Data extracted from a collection
· · · · ·

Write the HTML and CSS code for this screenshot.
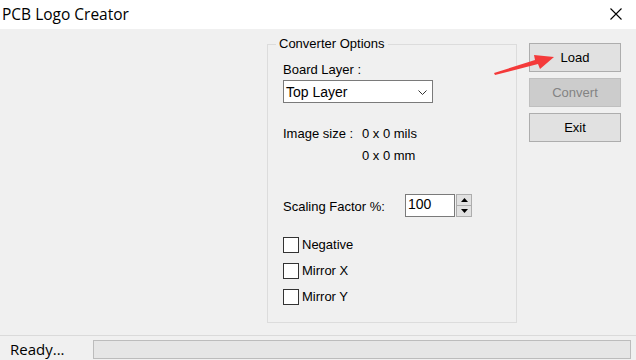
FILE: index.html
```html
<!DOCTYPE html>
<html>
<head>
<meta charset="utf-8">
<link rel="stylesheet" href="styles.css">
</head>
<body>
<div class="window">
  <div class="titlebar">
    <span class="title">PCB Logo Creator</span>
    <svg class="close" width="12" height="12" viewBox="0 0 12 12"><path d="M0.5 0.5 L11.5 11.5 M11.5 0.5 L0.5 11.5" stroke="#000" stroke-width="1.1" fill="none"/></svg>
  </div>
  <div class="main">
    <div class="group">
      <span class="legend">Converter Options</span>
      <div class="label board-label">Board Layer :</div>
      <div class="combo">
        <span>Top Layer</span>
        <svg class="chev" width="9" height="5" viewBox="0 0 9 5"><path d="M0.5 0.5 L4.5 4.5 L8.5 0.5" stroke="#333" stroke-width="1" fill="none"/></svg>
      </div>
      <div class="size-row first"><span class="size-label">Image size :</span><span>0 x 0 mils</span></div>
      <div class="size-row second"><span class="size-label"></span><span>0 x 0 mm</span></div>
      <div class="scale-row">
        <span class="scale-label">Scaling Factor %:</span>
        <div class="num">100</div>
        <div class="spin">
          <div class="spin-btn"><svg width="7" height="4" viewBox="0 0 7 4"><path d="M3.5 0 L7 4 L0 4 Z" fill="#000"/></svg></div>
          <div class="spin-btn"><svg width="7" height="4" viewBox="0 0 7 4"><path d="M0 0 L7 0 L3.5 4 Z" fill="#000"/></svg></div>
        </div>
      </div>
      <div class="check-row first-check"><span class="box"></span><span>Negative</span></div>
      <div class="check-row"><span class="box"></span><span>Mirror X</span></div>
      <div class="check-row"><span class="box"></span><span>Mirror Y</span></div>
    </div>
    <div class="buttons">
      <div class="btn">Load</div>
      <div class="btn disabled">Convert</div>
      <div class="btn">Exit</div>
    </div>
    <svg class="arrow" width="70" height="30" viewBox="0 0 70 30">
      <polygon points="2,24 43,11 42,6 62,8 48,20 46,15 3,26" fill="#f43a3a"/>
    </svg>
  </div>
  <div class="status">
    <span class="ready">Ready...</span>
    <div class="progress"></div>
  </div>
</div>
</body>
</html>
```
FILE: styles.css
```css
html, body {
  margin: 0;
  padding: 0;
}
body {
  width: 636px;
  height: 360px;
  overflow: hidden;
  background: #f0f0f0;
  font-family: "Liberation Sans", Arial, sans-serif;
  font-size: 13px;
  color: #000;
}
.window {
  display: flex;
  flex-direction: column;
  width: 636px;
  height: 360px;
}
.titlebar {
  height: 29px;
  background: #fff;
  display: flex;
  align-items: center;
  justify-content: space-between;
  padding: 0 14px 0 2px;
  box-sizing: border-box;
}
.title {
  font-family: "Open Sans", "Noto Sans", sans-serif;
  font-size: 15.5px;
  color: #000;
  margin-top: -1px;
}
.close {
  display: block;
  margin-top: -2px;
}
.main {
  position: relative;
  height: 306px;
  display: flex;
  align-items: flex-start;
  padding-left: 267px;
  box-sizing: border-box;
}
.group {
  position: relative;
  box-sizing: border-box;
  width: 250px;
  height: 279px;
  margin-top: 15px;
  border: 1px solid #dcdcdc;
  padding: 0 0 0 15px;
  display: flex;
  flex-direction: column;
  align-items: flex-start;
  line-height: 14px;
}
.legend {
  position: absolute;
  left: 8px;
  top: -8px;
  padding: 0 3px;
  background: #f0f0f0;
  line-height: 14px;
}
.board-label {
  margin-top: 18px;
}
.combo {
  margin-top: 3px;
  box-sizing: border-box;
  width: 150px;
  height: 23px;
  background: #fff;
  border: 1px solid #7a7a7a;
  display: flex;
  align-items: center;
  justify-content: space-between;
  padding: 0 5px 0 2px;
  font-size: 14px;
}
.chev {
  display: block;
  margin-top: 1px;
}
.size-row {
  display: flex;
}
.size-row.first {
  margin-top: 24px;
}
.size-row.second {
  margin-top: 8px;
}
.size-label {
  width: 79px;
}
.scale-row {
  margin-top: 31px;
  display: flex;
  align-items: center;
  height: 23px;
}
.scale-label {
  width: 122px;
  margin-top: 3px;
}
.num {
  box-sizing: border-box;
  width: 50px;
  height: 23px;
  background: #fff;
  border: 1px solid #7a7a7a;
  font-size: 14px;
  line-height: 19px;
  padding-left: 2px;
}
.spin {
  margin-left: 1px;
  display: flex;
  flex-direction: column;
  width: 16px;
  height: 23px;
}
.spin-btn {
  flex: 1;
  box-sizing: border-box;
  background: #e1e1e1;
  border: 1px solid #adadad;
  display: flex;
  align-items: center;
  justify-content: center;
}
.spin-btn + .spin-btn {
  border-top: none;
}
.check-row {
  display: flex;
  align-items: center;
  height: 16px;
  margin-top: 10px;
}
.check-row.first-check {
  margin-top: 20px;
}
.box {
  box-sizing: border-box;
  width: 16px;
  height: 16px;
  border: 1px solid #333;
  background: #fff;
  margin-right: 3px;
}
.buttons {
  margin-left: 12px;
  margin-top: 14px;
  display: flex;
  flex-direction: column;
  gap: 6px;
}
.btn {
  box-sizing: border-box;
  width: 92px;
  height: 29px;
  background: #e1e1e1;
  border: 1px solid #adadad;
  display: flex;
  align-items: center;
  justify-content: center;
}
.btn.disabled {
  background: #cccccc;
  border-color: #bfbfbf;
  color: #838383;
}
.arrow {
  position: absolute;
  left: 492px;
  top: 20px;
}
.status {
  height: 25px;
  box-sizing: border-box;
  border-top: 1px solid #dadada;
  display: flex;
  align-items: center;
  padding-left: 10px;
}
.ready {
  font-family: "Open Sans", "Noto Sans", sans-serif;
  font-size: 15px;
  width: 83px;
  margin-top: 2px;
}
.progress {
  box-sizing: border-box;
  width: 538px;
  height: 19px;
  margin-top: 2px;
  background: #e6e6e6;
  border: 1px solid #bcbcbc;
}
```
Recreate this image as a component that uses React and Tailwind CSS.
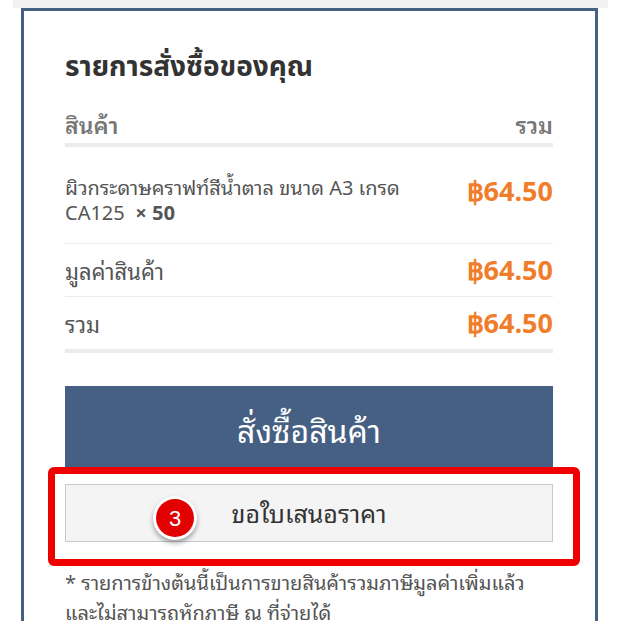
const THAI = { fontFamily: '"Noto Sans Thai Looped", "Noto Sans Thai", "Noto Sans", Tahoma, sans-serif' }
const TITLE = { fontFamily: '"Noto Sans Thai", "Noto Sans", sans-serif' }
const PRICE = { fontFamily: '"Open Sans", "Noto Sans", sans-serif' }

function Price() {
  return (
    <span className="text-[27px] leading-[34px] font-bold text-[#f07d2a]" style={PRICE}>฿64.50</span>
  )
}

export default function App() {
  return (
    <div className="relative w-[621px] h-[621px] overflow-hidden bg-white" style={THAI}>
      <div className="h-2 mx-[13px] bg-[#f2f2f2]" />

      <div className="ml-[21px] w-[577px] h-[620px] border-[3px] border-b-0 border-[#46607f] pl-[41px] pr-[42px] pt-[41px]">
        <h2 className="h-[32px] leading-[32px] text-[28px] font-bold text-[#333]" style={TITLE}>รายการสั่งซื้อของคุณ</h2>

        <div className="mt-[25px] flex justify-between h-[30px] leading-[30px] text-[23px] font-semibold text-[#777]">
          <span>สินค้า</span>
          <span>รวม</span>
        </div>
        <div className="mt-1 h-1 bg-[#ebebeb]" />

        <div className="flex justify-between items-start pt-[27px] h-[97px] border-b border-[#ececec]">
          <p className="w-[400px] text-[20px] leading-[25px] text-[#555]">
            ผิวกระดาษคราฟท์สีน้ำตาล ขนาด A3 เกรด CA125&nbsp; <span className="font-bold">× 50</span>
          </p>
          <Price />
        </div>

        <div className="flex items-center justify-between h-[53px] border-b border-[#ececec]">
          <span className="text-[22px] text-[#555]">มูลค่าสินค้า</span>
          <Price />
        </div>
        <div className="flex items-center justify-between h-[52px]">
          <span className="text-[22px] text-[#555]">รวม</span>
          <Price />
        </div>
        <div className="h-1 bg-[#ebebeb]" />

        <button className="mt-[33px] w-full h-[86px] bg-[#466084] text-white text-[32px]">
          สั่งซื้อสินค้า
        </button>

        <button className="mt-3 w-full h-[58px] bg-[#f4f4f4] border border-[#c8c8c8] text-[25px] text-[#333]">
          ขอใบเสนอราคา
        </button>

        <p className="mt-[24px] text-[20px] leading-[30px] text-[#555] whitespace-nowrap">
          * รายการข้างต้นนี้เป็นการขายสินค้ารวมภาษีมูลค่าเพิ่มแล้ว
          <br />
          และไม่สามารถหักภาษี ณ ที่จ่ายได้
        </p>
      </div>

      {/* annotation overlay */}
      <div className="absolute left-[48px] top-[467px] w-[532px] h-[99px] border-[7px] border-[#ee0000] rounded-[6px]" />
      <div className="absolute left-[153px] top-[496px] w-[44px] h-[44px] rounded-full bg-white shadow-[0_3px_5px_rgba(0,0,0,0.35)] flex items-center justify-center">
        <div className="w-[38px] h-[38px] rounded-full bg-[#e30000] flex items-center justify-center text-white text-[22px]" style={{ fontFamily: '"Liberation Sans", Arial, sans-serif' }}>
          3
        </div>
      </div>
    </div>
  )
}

· · · · ·

> [TASK DIRECTIONS] Each line containing "this" counts once; state the total number of such lines and nothing else.

> [ANSWER] 2